The contraction 'ab,eb' is shared between them and could only be done once. First, let's set up some numpy arrays:

terms1, terms2 = contraction1.split(','), contraction2.split(',')
terms = set((*terms1, *terms2))
terms
#> {'ab', 'cda', 'cde', 'dca', 'eb'}

import numpy as np
np_arrays = {s: np.random.randn(*(sizes[c] for c in s)) for s in terms}
# filter the arrays needed for each expression
np_ops1 = [np_arrays[s] for s in terms1]
np_ops2 = [np_arrays[s] for s in terms2]

Typically we would compute these expressions separately:

oe.contract(contraction1, *np_ops1)
#> array(114.78314052)

oe.contract(contraction2, *np_ops2)
#> array(-75.55902751)

However, if we use dask arrays we can combine the two operations, so let's set those up:

import dask.array as da
da_arrays = {s: da.from_array(np_arrays[s], chunks=1000, name=s) for s in inputs}
da_arrays
#> {'ab': dask.array<ab, shape=(10, 10), dtype=float64, chunksize=(10, 10)>,
#>  'cda': dask.array<cda, shape=(10, 10, 10), dtype=float64, chunksize=(10, 10, 10)>,
#>  'cde': dask.array<cde, shape=(10, 10, 10), dtype=float64, chunksize=(10, 10, 10)>,
#>  'dca': dask.array<dca, shape=(10, 10, 10), dtype=float64, chunksize=(10, 10, 10)>,
#>  'eb': dask.array<eb, shape=(10, 10), dtype=float64, chunksize=(10, 10)>}

da_ops1 = [da_arrays[s] for s in terms1]
da_ops2 = [da_arrays[s] for s in terms2]

Note chunks is a required argument relating to how the arrays are stored (see array-creation). Now we can perform the contraction:

# these won't be immediately evaluated
dy1 = oe.contract(contraction1, *da_ops1, backend='dask')
dy2 = oe.contract(contraction2, *da_ops2, backend='dask')

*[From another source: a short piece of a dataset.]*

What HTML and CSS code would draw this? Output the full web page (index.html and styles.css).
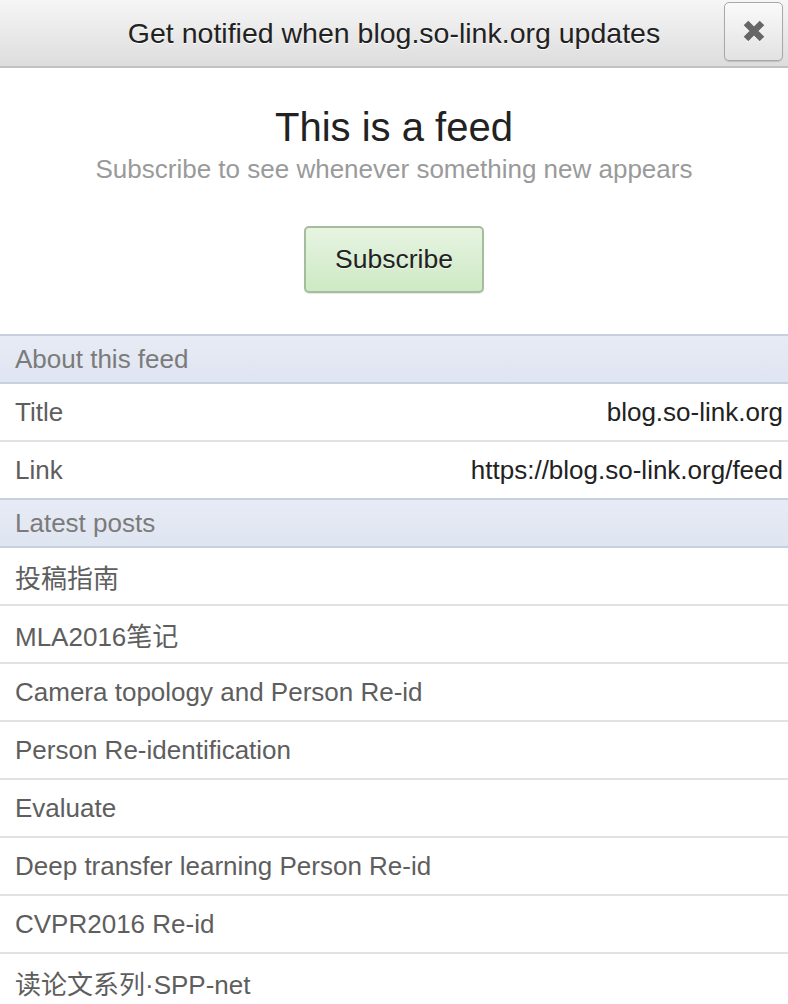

# wrap them in delayed to combine them into the same computation
from dask import delayed
dy = delayed([dy1, dy2])
dy
#> Delayed('list-3af82335-b75e-47d6-b800-68490fc865fd')

As suggested by the name Delayed, we have a placeholder for the result so far. When we want to perform the computation we can call:

dy.compute()
#> [114.78314052155015, -75.55902750513113]

The above matches the canonical numpy result. The computation can even be handled by various schedulers - see scheduling. Finally, to check we are reusing intermediaries, we can view the task graph generated for the computation:

dy.visualize(optimize_graph=True)

Dask Reuse Graph

Note

For sharing intermediates with other backends see Sharing Intermediates. Dask graphs are particularly useful for reusing intermediates beyond just contractions and can allow additional parallelization.